Global Macro Implications and Multi-Asset Considerations

Inflation was high as we headed into 2022. There were some promising signs of supply chain woes starting to ease—supplier delivery times were starting to improve, prices paid by businesses were starting to fall, and the slow fading of durable goods demand were all giving signs that inflation may ease in the new year. As the Russia-Ukraine war has escalated, the rise in energy prices has derailed much of the optimism we had entering 2022.

The current macro outlook has darkened. Our inflation expectations have risen dramatically.
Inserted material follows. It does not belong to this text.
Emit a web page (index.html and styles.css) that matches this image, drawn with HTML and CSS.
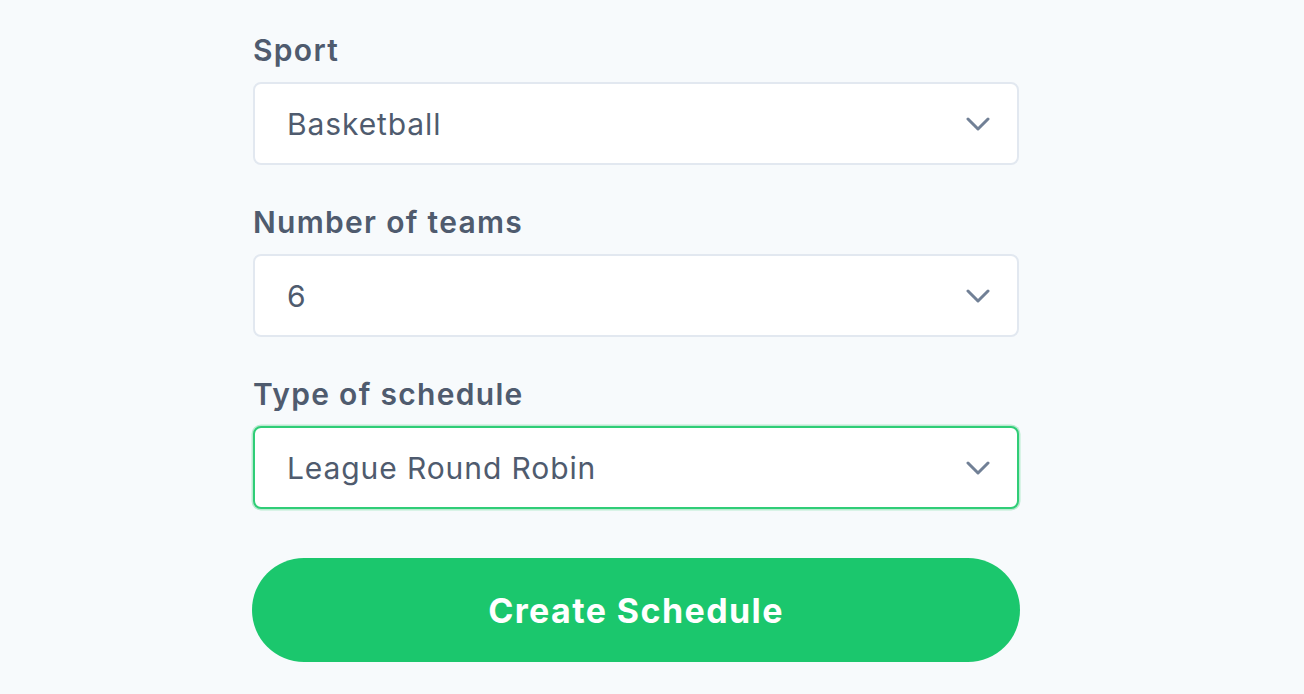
FILE: index.html
```html
<!DOCTYPE html>
<html lang="en">
<head>
<meta charset="utf-8">
<title>Create Schedule</title>
<link rel="stylesheet" href="styles.css">
</head>
<body>
<form class="form">
  <div class="field">
    <label class="label">Sport</label>
    <div class="select">
      <span class="value">Basketball</span>
      <svg class="chevron" width="24" height="14" viewBox="0 0 24 14"><polyline points="2,2 12,12 22,2" fill="none" stroke="#718096" stroke-width="3" stroke-linecap="round" stroke-linejoin="round"/></svg>
    </div>
  </div>
  <div class="field">
    <label class="label">Number of teams</label>
    <div class="select">
      <span class="value">6</span>
      <svg class="chevron" width="24" height="14" viewBox="0 0 24 14"><polyline points="2,2 12,12 22,2" fill="none" stroke="#718096" stroke-width="3" stroke-linecap="round" stroke-linejoin="round"/></svg>
    </div>
  </div>
  <div class="field">
    <label class="label">Type of schedule</label>
    <div class="select focused">
      <span class="value">League Round Robin</span>
      <svg class="chevron" width="24" height="14" viewBox="0 0 24 14"><polyline points="2,2 12,12 22,2" fill="none" stroke="#718096" stroke-width="3" stroke-linecap="round" stroke-linejoin="round"/></svg>
    </div>
  </div>
  <button type="button" class="button">Create Schedule</button>
</form>
</body>
</html>
```
FILE: styles.css
```css
html, body {
  margin: 0;
  padding: 0;
  background: #f7fafc;
  font-family: Inter, "Noto Sans", sans-serif;
}
.form {
  display: flex;
  flex-direction: column;
  width: 768px;
  margin-left: 252px;
  padding-top: 28px;
}
.field {
  display: flex;
  flex-direction: column;
  margin-bottom: 35px;
}
.field:last-of-type {
  margin-bottom: 49px;
}
.label {
  font-size: 30px;
  line-height: 42px;
  font-weight: 600;
  letter-spacing: 1.3px;
  color: #4f5b6e;
  padding-top: 1px;
  margin-bottom: 11px;
  padding-left: 1px;
}
.select {
  box-sizing: border-box;
  height: 83px;
  margin: 0 1px;
  background: #fff;
  border: 2px solid #e2e8f0;
  border-radius: 8px;
  display: flex;
  align-items: center;
  justify-content: space-between;
  padding: 0 27px 0 32px;
}
.select.focused {
  border-color: #2fcd77;
  box-shadow: 0 0 0 1.5px rgba(72, 207, 128, 0.35);
}
.value {
  font-size: 30px;
  letter-spacing: 0.9px;
  color: #4f5b6e;
}
.chevron {
  display: block;
}
.button {
  height: 104px;
  border: none;
  border-radius: 52px;
  background: #1bc76d;
  color: #fff;
  font-family: Inter, "Noto Sans", sans-serif;
  font-size: 34px;
  font-weight: 700;
  letter-spacing: 1.4px;
  padding-top: 2px;
  cursor: pointer;
}
```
Importantly, we view the current rise in inflation as being supply-driven, and consequently expect the rise in prices to negatively affect household and business demand. We were already seeing the negative impacts of high inflation on consumer confidence, and now expect additional headwinds to real consumer spending, even as most private sector balance sheets remain healthy. Lastly, the mixture of higher inflation and lower demand adds to an already precarious policy environment. Central banks in most major regions are expected to hike this year, in some cases significantly. It will be difficult for policymakers to engineer a soft landing in this volatile macro environment; the risk of a policy error has risen.